We all know that hindsight is 20/20; the trick is to develop the kind of foresight that makes hindsight less painful. Every day, we make decisions. Some of them are big, like choosing a life partner or starting a business. Some of them are small, like whether to have fruit or a donut for breakfast. Even small decisions, compounded over time, can have significant consequences.

Staying Afloat in a Sea of Data

Overwhelmed

It’s easy to become overwhelmed with the options before us. That’s why so many businesses have turned to big data. Data-driven decision-making has yielded measurable improvements in revenues and expenses. In one recent Wall Street Journal article, MIT professors describe a study in which they found that data-driven companies have 4% higher productivity and 6% higher profits than average.

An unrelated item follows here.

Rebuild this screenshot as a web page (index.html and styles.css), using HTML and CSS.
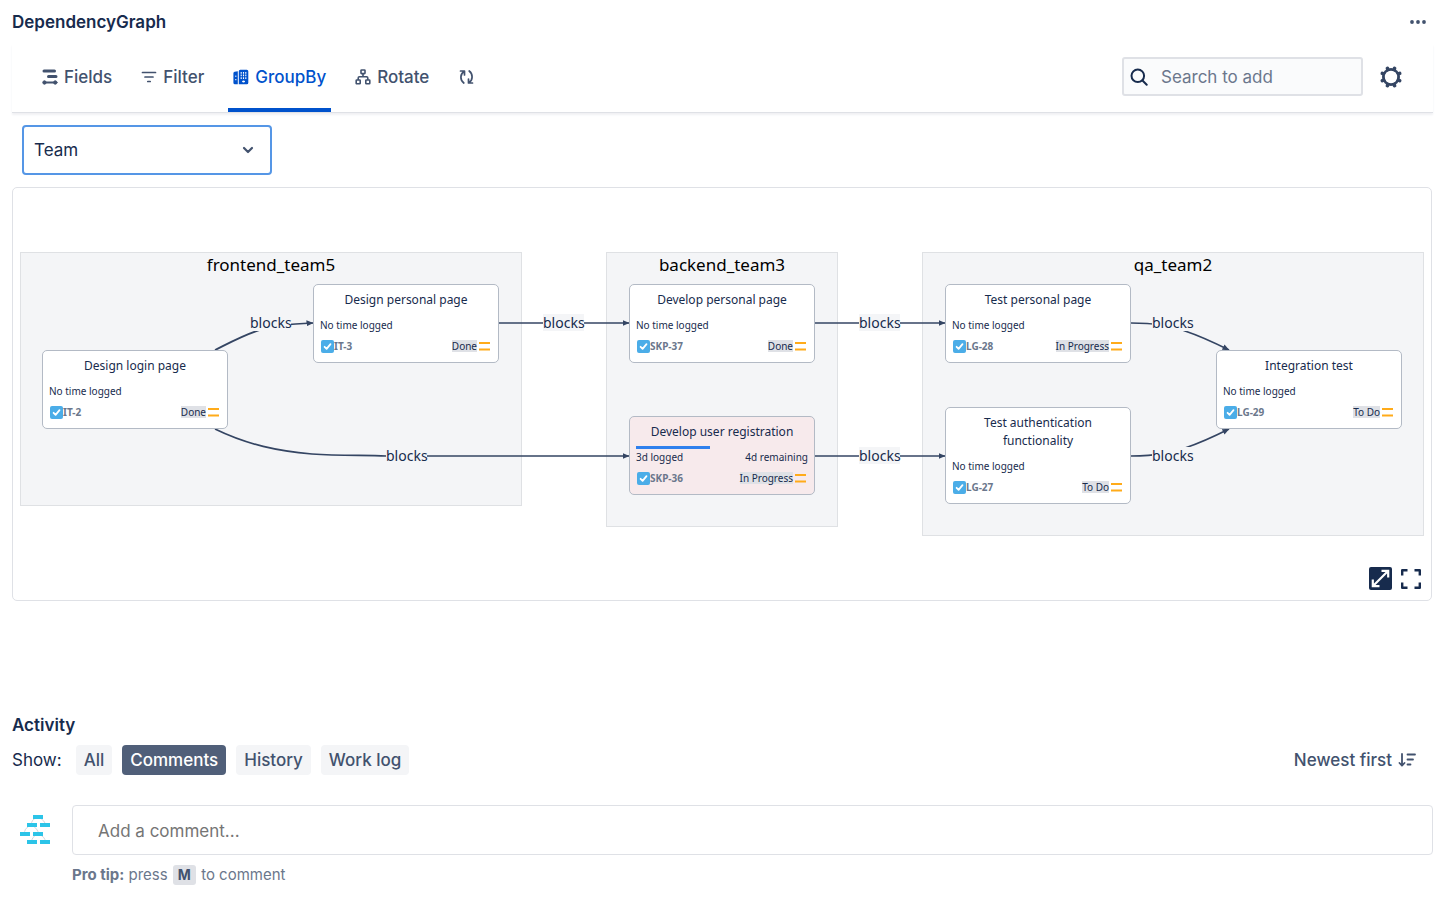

Implementing a data-driven strategy sounds simple. While it makes a lot of sense to make decisions based on trends and research, it can get tricky in reality. Every day, humanity generates 2.5 quintillion bytes of data. The sheer volume of information can be daunting, which is one reason 84% of enterprises have launched advanced analytics and big data initiatives. This requires setting up an IT infrastructure, implementing market intelligence software, and bringing on the data analysts and other staff to be able to mine petabytes of data to find the gold nuggets. Statista is predicting the global big data market will reach $103 billion in 2027.

Even with the funding, infrastructure, and staff to produce new dashboards around the clock, the overwhelming quantity of data created each day means that there isn’t always time to transform it into useful knowledge.

Many entrepreneurs will be familiar with a scenario Patrick Collison describes as the “dissatisfying uncertainty.” You have a highly consequential decision with unknowns, and the information is available, but you don’t have the time or resources to obtain it. The good news is that the busiest, most cash-strapped among us can leverage the principles below to achieve some of the benefits of quality decision-making.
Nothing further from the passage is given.